А в этой неразберихе мы сможем ускользнуть с Айви — оставив это место тлеющими руинами позади.
Это чертовски соблазнительно. До безумия.
Проходя мимо поста охраны, я замечаю стойку с временными ключ-картами, развешанными на стене. Эти самоуверенные ублюдки иногда делают всё слишком просто.
Я стягиваю одну и вешаю себе на шею. Может пригодиться. Бета, сопровождающая нас, даже не замечает. Конечно не замечает.
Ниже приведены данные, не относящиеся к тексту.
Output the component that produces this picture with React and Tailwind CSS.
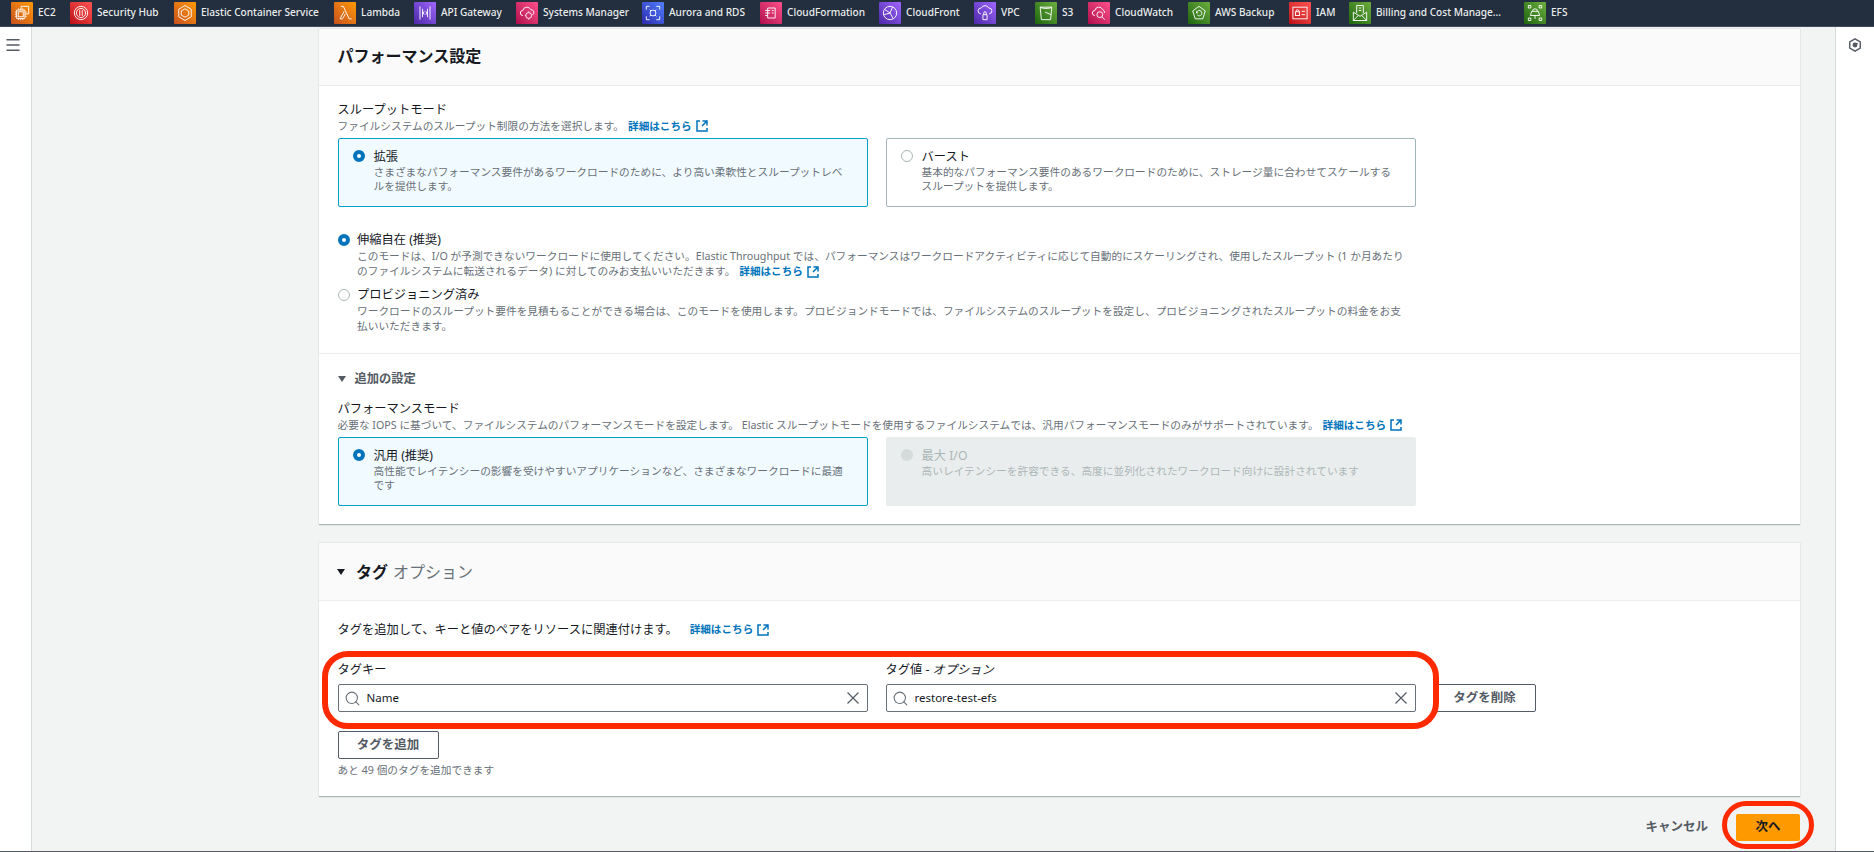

Голова у неё так же глубоко засунута в собственную задницу, как и у остальных долбоёбов, работающих здесь.
— Вот первый «беглый актив», — говорит бета, останавливаясь в конце коридора и указывая на камеру. — Но, как видите, он совсем не такой, каким его описывали солдаты. Почти не двигается.
Я не самый большой поклонник Призрака, но сердце неприятно сжимается при виде того, как его держат прикованным к стене, как животное. Его массивное тело обмякло, сломленное, руки разведены и закованы над головой. Количество цепей и кандалов выглядит избыточным, учитывая его состояние. Влажные чёрные волосы свисают вперёд, скрывая лицо, и если не считать ровного подъёма и опускания широкой груди, он совсем не двигается. На серой форме расплывается опасное количество крови, поверх которой выведен идентификационный номер. 0663.
Он вообще жив?
Я никогда не видел его таким… разбитым.
Кадык Тэйна дёргается, но лицо остаётся маской холодного безразличия. Хорошо. Сейчас нельзя ломать образ.
Но даже мне хочется хоть как-то дать Призраку понять, что мы здесь. Хоть что-то.
Нет. Лучше, чтобы он не знал. Лучше, чтобы он не смог нас выдать — даже непреднамеренно.
По коридору разносится знакомый маниакальный смех, и бета заметно вздрагивает. Валек. Его крики эхом отражаются от стерильных стен, с характерным врисским акцентом. Похоже, наш местный психопат отлично проводит время.
Ничего удивительного.
— Благодарю. Вы свободны, — говорю я бете. По её виду понятно, что она предпочла бы быть где угодно, только не здесь.
Она коротко кивает.
— Я оставлю вас за работой, — сухо говорит она и почти бегом уходит обратно по коридору, прежде чем я успею передумать.
— Простите, доктор?
Я оборачиваюсь и оказываюсь лицом к лицу с другим учёным в белом халате. Он хмурится, внимательно разглядывая меня.
— Кажется, мы не знакомы. Вы новенький в комплексе?